**What is being asked:** Find each line with the word "page" and copy it.
──────── Provided data
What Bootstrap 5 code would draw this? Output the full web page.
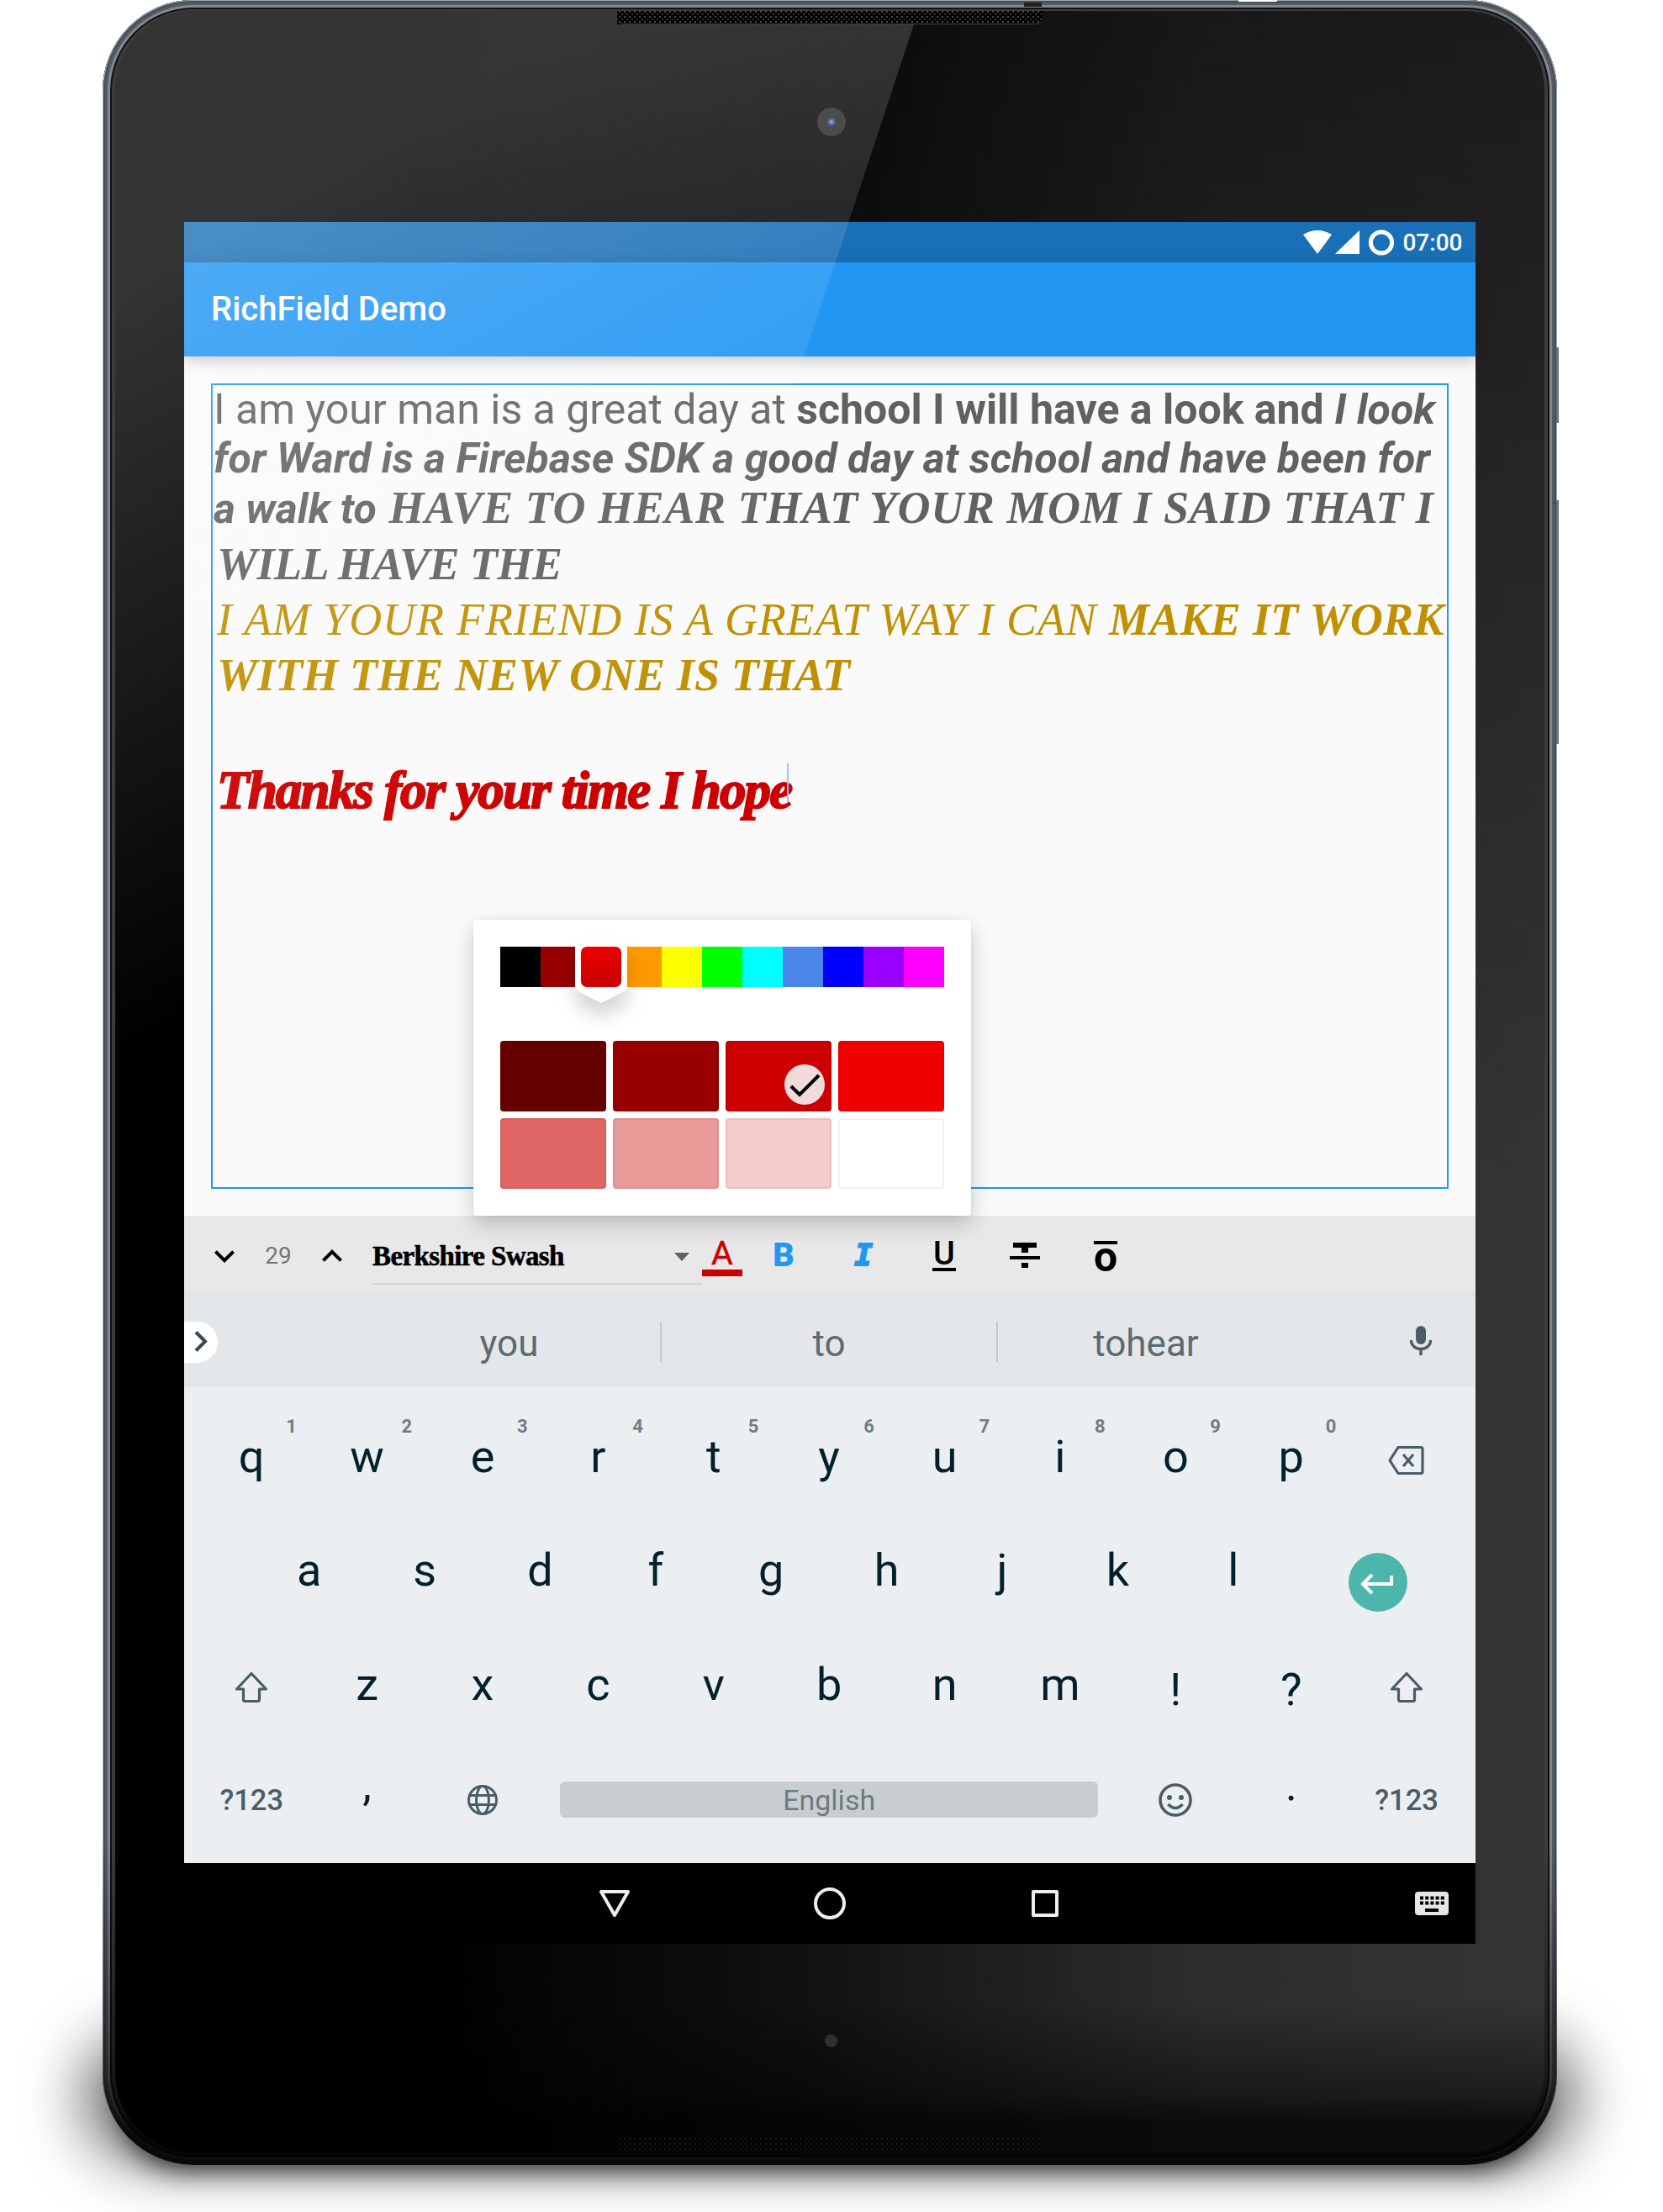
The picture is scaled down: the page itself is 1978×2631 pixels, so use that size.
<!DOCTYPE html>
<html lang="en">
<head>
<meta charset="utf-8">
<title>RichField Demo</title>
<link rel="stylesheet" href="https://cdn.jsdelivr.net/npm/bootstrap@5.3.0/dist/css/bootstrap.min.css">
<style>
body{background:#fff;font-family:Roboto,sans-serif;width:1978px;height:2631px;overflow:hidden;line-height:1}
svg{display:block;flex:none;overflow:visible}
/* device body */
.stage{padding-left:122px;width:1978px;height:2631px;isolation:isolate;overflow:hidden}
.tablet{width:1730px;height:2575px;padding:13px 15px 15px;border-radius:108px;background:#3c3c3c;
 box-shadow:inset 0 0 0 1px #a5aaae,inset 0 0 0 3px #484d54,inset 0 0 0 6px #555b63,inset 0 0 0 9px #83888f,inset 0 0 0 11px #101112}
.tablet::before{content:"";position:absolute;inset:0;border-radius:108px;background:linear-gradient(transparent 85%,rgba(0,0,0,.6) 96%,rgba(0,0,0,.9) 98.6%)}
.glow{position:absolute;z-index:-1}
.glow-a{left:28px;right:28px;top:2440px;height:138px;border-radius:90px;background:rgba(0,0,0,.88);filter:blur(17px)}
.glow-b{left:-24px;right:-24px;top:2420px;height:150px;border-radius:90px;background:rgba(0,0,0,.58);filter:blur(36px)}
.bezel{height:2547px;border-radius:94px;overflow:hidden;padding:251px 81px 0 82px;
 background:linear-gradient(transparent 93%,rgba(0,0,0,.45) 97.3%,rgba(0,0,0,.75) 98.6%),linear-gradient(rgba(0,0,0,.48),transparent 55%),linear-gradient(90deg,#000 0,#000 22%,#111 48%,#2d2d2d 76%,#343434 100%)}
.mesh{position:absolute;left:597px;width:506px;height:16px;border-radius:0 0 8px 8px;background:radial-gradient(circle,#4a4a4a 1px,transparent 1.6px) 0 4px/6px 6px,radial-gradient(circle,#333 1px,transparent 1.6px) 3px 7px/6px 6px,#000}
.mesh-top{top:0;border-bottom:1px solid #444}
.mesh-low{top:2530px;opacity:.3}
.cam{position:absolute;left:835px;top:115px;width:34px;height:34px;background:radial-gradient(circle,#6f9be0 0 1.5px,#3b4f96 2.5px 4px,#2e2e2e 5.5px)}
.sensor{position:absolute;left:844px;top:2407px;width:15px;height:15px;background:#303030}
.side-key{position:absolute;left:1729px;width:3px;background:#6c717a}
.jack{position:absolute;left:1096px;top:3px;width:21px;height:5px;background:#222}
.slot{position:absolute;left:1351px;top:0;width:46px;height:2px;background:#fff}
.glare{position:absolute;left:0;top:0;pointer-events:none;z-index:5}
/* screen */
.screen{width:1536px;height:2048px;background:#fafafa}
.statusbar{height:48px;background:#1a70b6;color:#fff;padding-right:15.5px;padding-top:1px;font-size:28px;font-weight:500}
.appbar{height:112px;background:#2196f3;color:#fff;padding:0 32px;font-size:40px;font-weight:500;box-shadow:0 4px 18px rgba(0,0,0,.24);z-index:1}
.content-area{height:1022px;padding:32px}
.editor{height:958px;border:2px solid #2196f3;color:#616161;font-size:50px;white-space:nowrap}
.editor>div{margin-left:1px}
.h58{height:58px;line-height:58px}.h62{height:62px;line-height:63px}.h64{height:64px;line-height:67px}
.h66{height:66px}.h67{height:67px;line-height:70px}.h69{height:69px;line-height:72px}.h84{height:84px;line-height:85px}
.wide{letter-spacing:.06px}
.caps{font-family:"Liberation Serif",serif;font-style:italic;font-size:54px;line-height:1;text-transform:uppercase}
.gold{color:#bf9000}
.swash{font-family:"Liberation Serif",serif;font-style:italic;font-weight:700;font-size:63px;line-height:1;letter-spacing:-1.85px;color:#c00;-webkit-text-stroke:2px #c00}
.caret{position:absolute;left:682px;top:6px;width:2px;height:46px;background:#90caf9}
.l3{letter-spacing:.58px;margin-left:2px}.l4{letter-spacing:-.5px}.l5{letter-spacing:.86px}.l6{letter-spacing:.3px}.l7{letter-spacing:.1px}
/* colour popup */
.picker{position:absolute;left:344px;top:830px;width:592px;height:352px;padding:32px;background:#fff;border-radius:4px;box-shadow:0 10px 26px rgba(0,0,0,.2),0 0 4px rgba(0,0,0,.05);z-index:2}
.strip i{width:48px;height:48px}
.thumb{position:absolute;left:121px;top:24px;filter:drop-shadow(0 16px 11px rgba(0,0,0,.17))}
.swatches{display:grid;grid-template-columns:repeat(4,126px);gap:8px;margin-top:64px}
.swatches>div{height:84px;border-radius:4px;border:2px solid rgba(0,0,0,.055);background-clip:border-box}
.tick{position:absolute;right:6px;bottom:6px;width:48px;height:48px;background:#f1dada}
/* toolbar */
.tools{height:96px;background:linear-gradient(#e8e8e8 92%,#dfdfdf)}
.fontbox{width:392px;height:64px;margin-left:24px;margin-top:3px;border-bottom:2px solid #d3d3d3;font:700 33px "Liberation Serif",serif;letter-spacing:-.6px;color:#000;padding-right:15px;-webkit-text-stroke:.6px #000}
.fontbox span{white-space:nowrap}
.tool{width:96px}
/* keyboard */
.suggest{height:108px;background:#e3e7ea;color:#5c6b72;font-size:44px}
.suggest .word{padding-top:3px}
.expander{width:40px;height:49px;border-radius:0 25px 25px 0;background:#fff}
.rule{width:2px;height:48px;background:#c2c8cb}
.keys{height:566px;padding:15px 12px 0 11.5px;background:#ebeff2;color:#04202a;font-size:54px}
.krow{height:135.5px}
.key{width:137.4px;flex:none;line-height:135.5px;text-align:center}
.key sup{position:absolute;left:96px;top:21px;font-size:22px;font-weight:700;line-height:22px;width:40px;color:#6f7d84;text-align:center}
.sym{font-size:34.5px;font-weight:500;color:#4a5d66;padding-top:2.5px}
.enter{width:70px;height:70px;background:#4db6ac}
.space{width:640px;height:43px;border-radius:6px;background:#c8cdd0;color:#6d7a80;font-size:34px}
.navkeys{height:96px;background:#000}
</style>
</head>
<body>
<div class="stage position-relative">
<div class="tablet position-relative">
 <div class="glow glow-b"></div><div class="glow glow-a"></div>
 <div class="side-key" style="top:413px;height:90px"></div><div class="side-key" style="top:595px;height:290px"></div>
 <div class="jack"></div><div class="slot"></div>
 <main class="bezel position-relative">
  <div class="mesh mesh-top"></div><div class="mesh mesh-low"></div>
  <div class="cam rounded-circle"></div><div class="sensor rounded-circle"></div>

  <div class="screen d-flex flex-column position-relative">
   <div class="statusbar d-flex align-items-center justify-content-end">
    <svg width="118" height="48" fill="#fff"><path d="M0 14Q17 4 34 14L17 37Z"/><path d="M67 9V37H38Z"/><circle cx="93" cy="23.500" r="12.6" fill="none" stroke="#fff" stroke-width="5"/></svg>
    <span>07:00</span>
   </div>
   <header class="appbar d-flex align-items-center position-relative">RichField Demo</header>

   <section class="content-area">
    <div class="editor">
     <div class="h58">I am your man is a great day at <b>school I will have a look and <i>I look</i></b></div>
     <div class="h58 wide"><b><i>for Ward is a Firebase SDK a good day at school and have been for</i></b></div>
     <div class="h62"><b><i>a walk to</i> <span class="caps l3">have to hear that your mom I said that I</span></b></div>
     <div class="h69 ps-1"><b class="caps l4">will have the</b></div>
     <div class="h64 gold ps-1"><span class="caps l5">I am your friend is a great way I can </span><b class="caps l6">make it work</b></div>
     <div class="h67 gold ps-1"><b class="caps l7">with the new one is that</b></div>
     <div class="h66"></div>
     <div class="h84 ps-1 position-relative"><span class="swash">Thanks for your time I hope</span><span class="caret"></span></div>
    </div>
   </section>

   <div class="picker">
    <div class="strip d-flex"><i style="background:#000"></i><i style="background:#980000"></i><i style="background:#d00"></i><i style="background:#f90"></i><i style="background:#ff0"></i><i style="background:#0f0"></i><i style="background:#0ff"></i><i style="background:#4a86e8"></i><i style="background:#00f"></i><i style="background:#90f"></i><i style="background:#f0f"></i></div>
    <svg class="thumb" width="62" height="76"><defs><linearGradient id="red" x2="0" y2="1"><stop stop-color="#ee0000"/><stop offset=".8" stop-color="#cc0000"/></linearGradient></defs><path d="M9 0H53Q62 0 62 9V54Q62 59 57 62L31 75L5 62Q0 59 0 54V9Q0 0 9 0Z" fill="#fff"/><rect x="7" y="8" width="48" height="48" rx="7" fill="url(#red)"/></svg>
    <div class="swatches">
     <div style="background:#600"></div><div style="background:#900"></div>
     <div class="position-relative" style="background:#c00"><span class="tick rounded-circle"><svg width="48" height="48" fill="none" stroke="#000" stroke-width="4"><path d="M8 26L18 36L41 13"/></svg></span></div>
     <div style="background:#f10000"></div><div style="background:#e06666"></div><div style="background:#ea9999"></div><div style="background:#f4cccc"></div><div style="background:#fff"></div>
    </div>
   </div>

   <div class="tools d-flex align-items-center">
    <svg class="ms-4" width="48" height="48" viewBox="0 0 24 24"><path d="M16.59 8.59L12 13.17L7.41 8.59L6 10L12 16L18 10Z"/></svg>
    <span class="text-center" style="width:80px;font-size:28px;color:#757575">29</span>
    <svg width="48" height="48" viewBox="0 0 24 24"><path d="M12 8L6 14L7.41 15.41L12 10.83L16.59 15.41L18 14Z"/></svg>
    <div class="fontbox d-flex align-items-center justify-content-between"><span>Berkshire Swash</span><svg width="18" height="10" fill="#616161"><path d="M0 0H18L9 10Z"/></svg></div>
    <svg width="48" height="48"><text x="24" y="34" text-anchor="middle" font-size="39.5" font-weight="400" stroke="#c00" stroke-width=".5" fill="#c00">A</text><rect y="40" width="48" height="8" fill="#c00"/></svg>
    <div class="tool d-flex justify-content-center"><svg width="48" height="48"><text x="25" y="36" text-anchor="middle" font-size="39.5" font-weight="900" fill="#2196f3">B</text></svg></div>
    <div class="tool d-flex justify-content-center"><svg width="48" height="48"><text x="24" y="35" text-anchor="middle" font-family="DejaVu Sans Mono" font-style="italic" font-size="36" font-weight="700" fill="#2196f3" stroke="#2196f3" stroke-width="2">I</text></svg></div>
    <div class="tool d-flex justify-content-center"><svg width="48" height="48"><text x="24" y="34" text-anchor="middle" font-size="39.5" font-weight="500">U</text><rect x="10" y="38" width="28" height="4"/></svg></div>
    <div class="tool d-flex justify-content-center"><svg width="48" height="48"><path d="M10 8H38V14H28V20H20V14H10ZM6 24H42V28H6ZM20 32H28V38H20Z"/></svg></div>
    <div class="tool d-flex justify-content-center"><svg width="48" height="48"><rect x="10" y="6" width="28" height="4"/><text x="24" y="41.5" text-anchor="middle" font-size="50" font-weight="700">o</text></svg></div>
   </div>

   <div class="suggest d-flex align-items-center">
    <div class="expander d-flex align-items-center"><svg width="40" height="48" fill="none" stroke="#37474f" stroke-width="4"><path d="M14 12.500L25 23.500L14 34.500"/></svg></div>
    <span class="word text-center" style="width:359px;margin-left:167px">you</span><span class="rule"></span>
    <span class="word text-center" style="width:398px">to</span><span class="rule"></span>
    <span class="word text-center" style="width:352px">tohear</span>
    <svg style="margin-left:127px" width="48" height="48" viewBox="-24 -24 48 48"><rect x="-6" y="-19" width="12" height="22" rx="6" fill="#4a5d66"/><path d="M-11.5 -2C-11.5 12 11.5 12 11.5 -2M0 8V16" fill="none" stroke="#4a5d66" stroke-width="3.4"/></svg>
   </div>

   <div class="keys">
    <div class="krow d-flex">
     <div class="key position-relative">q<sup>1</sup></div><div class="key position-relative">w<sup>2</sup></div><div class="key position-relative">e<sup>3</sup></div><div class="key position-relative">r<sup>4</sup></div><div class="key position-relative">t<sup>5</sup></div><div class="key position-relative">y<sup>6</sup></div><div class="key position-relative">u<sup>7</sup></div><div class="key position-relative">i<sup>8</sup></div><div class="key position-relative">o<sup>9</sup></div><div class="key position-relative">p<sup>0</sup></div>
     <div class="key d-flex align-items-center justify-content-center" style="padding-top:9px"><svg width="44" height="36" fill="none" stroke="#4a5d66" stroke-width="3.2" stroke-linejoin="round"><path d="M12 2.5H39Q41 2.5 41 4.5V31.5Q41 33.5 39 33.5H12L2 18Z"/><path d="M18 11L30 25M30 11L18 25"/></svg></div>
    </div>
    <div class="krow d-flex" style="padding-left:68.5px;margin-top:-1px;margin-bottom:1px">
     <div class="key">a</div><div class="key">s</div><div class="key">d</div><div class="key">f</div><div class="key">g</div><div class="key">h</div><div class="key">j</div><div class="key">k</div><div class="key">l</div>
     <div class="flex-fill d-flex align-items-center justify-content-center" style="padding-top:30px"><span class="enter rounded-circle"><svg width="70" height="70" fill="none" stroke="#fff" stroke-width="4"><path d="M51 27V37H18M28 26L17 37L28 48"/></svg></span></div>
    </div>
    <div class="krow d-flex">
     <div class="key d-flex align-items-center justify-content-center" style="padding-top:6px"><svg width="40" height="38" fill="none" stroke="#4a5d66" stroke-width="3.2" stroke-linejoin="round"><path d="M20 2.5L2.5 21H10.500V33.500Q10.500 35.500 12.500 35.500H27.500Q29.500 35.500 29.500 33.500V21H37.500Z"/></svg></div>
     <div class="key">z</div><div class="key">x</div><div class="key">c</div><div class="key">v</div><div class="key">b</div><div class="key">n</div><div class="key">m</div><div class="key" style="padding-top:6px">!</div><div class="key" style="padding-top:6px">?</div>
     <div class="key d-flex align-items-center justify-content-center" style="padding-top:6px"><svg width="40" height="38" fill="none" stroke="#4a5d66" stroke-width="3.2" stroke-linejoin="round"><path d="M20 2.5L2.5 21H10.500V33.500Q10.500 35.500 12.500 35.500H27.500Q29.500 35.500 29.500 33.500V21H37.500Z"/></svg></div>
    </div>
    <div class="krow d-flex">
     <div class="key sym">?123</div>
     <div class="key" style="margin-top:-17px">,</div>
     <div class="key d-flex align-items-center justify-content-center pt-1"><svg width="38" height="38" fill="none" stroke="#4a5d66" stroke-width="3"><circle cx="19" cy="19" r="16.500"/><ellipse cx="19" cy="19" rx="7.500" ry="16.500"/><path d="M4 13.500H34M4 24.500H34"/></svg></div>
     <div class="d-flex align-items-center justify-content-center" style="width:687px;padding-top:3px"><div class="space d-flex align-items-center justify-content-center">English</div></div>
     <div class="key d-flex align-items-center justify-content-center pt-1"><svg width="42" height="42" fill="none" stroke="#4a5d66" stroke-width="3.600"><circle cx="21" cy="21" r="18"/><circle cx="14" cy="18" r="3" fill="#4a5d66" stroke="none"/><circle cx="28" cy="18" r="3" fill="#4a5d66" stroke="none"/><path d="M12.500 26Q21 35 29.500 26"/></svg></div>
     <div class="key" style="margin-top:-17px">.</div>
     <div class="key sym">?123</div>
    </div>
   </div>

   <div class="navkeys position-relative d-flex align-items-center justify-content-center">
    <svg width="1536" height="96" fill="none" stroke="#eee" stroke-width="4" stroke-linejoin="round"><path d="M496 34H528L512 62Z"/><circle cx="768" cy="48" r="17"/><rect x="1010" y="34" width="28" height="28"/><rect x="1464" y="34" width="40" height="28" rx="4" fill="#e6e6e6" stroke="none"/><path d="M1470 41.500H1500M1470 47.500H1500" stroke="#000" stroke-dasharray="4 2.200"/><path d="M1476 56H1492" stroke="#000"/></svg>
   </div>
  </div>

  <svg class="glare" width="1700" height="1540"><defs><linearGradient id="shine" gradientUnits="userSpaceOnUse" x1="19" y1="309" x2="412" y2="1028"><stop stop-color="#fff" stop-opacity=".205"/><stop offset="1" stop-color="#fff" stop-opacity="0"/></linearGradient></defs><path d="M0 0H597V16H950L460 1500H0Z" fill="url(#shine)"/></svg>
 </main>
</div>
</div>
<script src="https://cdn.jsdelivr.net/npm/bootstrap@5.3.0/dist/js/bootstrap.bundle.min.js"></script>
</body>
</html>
────────────────
**Answer for the task:**
What Bootstrap 5 code would draw this? Output the full web page.
The picture is scaled down: the page itself is 1978×2631 pixels, so use that size.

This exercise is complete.